Monday, December 12, 2011

Holiday magic

The following article is for adults only!  Names have been changed to protect the innocent. 

Can you think of a more exciting time for a child than this time of year?  The anticipation, the decorations, the snow, the events all help set the stage for the  holiday season. It tends to be a blur for the parents from Thanksgiving to the New Year. Does it get worse with age, or better? I am not sure. But what I do know is each year the magic of the holiday season is magnified by the togetherness of friends and family.

This past Thanksgiving, my college aged children and their friends were discussing what age they found out *Bob wasn’t real. The conversation was   entertaining. My son claims he was led on until 5th grade; my daughter’s best friend found out in kindergarten after demanding the truth. She was sworn to secrecy so her older sister didn’t find out. Some kids are always skeptics others true believers. My husband and I worked hard at keeping the legend alive.  We went to great lengths with bell ringing in the early morning hours and footprints and hoof prints in the snow. Of course there were letters written and cookies eaten. I know some families have special wrapping paper; in other families Bob’s gifts are left unwrapped. And some parents have even admitted to me that they have dodged the question when asked “Is there a Bob?” Their reply “well, what do you think ?”

 Family traditions play into the caper, the timing for opening presents, filling stockings and even house calls from Bob. We shared stories this week in the office of the visit to Bob with our children, their letters to Bob and from Bob and the magical time we as parents enjoyed as we snuck around the house hiding packages and talking in code on the telephone.  Why do we go to great lengths to keep Bob’s presence alive? I think we hold out for as long as we can because we know that mystery and magic is not just a Disney commodity. My friend Pam said when your kids find out the truth there is something lost; the innocence of childhood. My friend Lori thinks we do it because it takes us back to our childhood. I think they are both right. When our children find out about Bob, we lose our innocence and we tuck away a bit of our childhood  - - that is until we have grandchildren.
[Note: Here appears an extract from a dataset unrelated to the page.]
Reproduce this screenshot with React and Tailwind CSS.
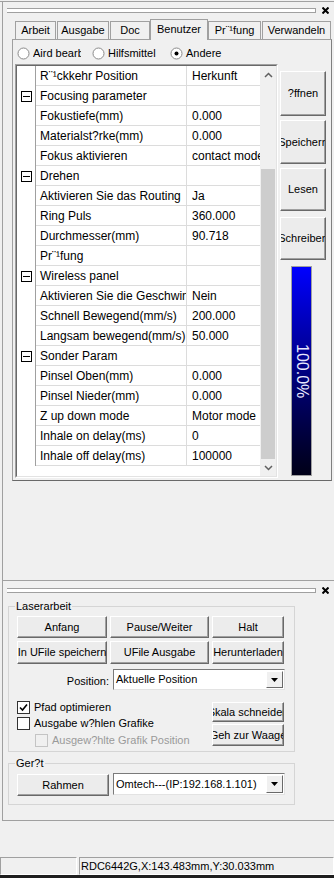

Wishing you and your family the magic of the holiday season,

Monday, December 5, 2011

“It takes a Village,”

Long before Hillary Clinton coined the phrase “It takes a Village,” the sentiment was widely prescribed as a traditional African proverb. The sentiment suggests that proverb or not, "It takes a whole village to raise a child." Parents, neighbors, grandparents, aunts and uncles, friends, pastors and teachers all have a hand in raising a child. I put forth the notion that all of us have a hand in raising a village.

I grew up in Detroit, Michigan. In my neighborhood the houses were side-by-side along a city block. Our block was a "village" when I was growing up – our activities were governed by a few unwritten laws: everyone had to be home when the street light came on, no riding your bike in the street and if you were guilty you better fess up the sooner the better, because your parents were bound to find out. We were safe. We knew our neighbors and we watched out for one another. Times were different back in the 50’s but the goal to have a safe and happy childhood was as universal then as it is now.

How do we adopt this philosophy which helps our children thrive? It takes a community to create a village. We all need to take a hand in creating our village. Many people in the Copper Country have reached out and taken this task to heart. Programs that offer services to children and their families are part of building a community, creating a village. KFRC has been blessed by the generosity of many community partners that understand this notion as well as businesses and churches that are committed to creating a thriving environment for children. 

 As we embrace the principle that it takes a community to create a village  we will become more committed to improving the quality of life for all children in the Keweenaw. Each of us has a role in this, each of us can affect change and each of us, everyone can lay claim as members of our fine village.